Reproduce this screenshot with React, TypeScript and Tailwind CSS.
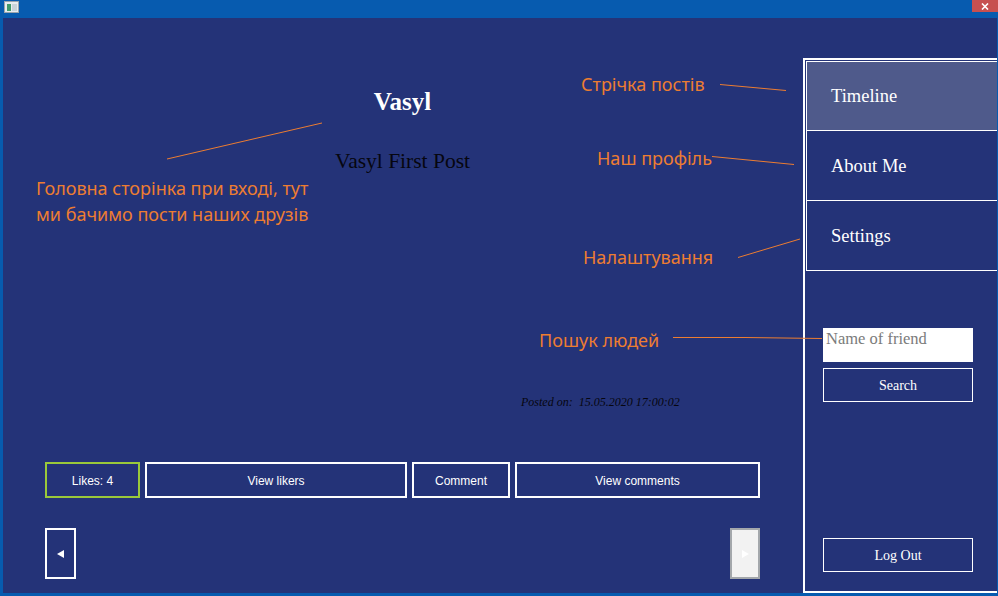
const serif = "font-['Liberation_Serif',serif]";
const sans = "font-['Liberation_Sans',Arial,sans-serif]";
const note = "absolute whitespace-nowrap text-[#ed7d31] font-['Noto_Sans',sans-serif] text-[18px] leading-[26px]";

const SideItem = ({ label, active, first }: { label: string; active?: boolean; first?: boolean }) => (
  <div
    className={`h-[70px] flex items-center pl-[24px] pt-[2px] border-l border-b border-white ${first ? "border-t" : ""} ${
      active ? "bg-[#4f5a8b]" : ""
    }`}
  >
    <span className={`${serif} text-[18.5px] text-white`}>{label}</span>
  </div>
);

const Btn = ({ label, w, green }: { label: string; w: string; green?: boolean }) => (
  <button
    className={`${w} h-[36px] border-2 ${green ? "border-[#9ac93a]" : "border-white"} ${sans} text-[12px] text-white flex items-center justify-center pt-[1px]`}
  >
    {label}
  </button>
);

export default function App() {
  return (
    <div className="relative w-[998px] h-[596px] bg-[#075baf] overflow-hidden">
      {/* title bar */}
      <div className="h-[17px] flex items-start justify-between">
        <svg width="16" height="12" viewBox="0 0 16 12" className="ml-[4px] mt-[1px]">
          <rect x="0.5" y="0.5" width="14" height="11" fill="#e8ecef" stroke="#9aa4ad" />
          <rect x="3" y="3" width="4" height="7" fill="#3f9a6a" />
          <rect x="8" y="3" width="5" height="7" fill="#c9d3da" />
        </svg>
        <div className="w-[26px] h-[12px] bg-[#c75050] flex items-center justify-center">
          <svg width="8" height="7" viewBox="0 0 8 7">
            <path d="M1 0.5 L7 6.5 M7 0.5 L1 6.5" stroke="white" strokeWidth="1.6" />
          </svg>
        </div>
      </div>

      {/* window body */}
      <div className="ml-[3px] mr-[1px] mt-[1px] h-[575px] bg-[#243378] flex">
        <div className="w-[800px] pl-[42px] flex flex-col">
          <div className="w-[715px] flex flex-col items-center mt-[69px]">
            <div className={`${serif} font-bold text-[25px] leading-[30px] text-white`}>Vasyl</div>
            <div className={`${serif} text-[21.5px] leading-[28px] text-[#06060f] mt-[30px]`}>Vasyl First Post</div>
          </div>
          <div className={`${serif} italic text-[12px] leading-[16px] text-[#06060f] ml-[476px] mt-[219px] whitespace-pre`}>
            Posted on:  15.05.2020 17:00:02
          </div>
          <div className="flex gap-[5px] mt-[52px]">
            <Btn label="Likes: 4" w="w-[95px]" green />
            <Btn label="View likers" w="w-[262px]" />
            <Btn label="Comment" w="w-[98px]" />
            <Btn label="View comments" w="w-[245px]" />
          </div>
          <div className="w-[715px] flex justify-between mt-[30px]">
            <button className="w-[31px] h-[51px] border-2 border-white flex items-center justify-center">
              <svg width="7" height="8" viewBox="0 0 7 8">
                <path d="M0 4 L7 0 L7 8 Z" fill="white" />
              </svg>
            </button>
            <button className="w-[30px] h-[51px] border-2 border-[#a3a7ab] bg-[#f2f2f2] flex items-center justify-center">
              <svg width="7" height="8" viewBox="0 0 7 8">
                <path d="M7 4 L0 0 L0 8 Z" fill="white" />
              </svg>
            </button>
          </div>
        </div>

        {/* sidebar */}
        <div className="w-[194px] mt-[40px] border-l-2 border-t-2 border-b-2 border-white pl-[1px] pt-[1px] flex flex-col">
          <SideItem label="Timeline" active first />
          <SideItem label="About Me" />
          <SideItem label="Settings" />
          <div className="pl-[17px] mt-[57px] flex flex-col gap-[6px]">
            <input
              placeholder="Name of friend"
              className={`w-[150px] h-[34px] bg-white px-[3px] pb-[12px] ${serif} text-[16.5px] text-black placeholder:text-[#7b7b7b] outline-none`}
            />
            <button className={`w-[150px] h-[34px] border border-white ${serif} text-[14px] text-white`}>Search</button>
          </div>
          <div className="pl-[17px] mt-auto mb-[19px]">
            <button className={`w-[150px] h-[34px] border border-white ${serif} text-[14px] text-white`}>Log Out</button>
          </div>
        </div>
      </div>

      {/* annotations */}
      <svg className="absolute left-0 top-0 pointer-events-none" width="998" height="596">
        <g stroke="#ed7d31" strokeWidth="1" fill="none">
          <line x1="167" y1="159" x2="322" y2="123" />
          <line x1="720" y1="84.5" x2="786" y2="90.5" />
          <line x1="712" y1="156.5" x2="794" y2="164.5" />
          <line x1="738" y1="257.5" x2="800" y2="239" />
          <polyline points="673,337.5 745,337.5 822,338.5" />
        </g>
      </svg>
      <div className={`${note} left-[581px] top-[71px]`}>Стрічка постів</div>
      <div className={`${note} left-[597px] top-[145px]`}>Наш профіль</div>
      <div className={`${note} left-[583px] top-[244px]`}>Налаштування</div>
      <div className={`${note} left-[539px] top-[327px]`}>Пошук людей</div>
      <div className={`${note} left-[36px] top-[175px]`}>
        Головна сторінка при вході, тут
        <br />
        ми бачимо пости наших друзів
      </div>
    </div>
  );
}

-- DESCRIPTION OF THE TASK --
Exclude the images, then output the data above word for word.

-- EXERCISE RESULT --
Reproduce this screenshot with React, TypeScript and Tailwind CSS.
const serif = "font-['Liberation_Serif',serif]";
const sans = "font-['Liberation_Sans',Arial,sans-serif]";
const note = "absolute whitespace-nowrap text-[#ed7d31] font-['Noto_Sans',sans-serif] text-[18px] leading-[26px]";

const SideItem = ({ label, active, first }: { label: string; active?: boolean; first?: boolean }) => (
  <div
    className={`h-[70px] flex items-center pl-[24px] pt-[2px] border-l border-b border-white ${first ? "border-t" : ""} ${
      active ? "bg-[#4f5a8b]" : ""
    }`}
  >
    <span className={`${serif} text-[18.5px] text-white`}>{label}</span>
  </div>
);

const Btn = ({ label, w, green }: { label: string; w: string; green?: boolean }) => (
  <button
    className={`${w} h-[36px] border-2 ${green ? "border-[#9ac93a]" : "border-white"} ${sans} text-[12px] text-white flex items-center justify-center pt-[1px]`}
  >
    {label}
  </button>
);

export default function App() {
  return (
    <div className="relative w-[998px] h-[596px] bg-[#075baf] overflow-hidden">
      {/* title bar */}
      <div className="h-[17px] flex items-start justify-between">
        <svg width="16" height="12" viewBox="0 0 16 12" className="ml-[4px] mt-[1px]">
          <rect x="0.5" y="0.5" width="14" height="11" fill="#e8ecef" stroke="#9aa4ad" />
          <rect x="3" y="3" width="4" height="7" fill="#3f9a6a" />
          <rect x="8" y="3" width="5" height="7" fill="#c9d3da" />
        </svg>
        <div className="w-[26px] h-[12px] bg-[#c75050] flex items-center justify-center">
          <svg width="8" height="7" viewBox="0 0 8 7">
            <path d="M1 0.5 L7 6.5 M7 0.5 L1 6.5" stroke="white" strokeWidth="1.6" />
          </svg>
        </div>
      </div>

      {/* window body */}
      <div className="ml-[3px] mr-[1px] mt-[1px] h-[575px] bg-[#243378] flex">
        <div className="w-[800px] pl-[42px] flex flex-col">
          <div className="w-[715px] flex flex-col items-center mt-[69px]">
            <div className={`${serif} font-bold text-[25px] leading-[30px] text-white`}>Vasyl</div>
            <div className={`${serif} text-[21.5px] leading-[28px] text-[#06060f] mt-[30px]`}>Vasyl First Post</div>
          </div>
          <div className={`${serif} italic text-[12px] leading-[16px] text-[#06060f] ml-[476px] mt-[219px] whitespace-pre`}>
            Posted on:  15.05.2020 17:00:02
          </div>
          <div className="flex gap-[5px] mt-[52px]">
            <Btn label="Likes: 4" w="w-[95px]" green />
            <Btn label="View likers" w="w-[262px]" />
            <Btn label="Comment" w="w-[98px]" />
            <Btn label="View comments" w="w-[245px]" />
          </div>
          <div className="w-[715px] flex justify-between mt-[30px]">
            <button className="w-[31px] h-[51px] border-2 border-white flex items-center justify-center">
              <svg width="7" height="8" viewBox="0 0 7 8">
                <path d="M0 4 L7 0 L7 8 Z" fill="white" />
              </svg>
            </button>
            <button className="w-[30px] h-[51px] border-2 border-[#a3a7ab] bg-[#f2f2f2] flex items-center justify-center">
              <svg width="7" height="8" viewBox="0 0 7 8">
                <path d="M7 4 L0 0 L0 8 Z" fill="white" />
              </svg>
            </button>
          </div>
        </div>

        {/* sidebar */}
        <div className="w-[194px] mt-[40px] border-l-2 border-t-2 border-b-2 border-white pl-[1px] pt-[1px] flex flex-col">
          <SideItem label="Timeline" active first />
          <SideItem label="About Me" />
          <SideItem label="Settings" />
          <div className="pl-[17px] mt-[57px] flex flex-col gap-[6px]">
            <input
              placeholder="Name of friend"
              className={`w-[150px] h-[34px] bg-white px-[3px] pb-[12px] ${serif} text-[16.5px] text-black placeholder:text-[#7b7b7b] outline-none`}
            />
            <button className={`w-[150px] h-[34px] border border-white ${serif} text-[14px] text-white`}>Search</button>
          </div>
          <div className="pl-[17px] mt-auto mb-[19px]">
            <button className={`w-[150px] h-[34px] border border-white ${serif} text-[14px] text-white`}>Log Out</button>
          </div>
        </div>
      </div>

      {/* annotations */}
      <svg className="absolute left-0 top-0 pointer-events-none" width="998" height="596">
        <g stroke="#ed7d31" strokeWidth="1" fill="none">
          <line x1="167" y1="159" x2="322" y2="123" />
          <line x1="720" y1="84.5" x2="786" y2="90.5" />
          <line x1="712" y1="156.5" x2="794" y2="164.5" />
          <line x1="738" y1="257.5" x2="800" y2="239" />
          <polyline points="673,337.5 745,337.5 822,338.5" />
        </g>
      </svg>
      <div className={`${note} left-[581px] top-[71px]`}>Стрічка постів</div>
      <div className={`${note} left-[597px] top-[145px]`}>Наш профіль</div>
      <div className={`${note} left-[583px] top-[244px]`}>Налаштування</div>
      <div className={`${note} left-[539px] top-[327px]`}>Пошук людей</div>
      <div className={`${note} left-[36px] top-[175px]`}>
        Головна сторінка при вході, тут
        <br />
        ми бачимо пости наших друзів
      </div>
    </div>
  );
}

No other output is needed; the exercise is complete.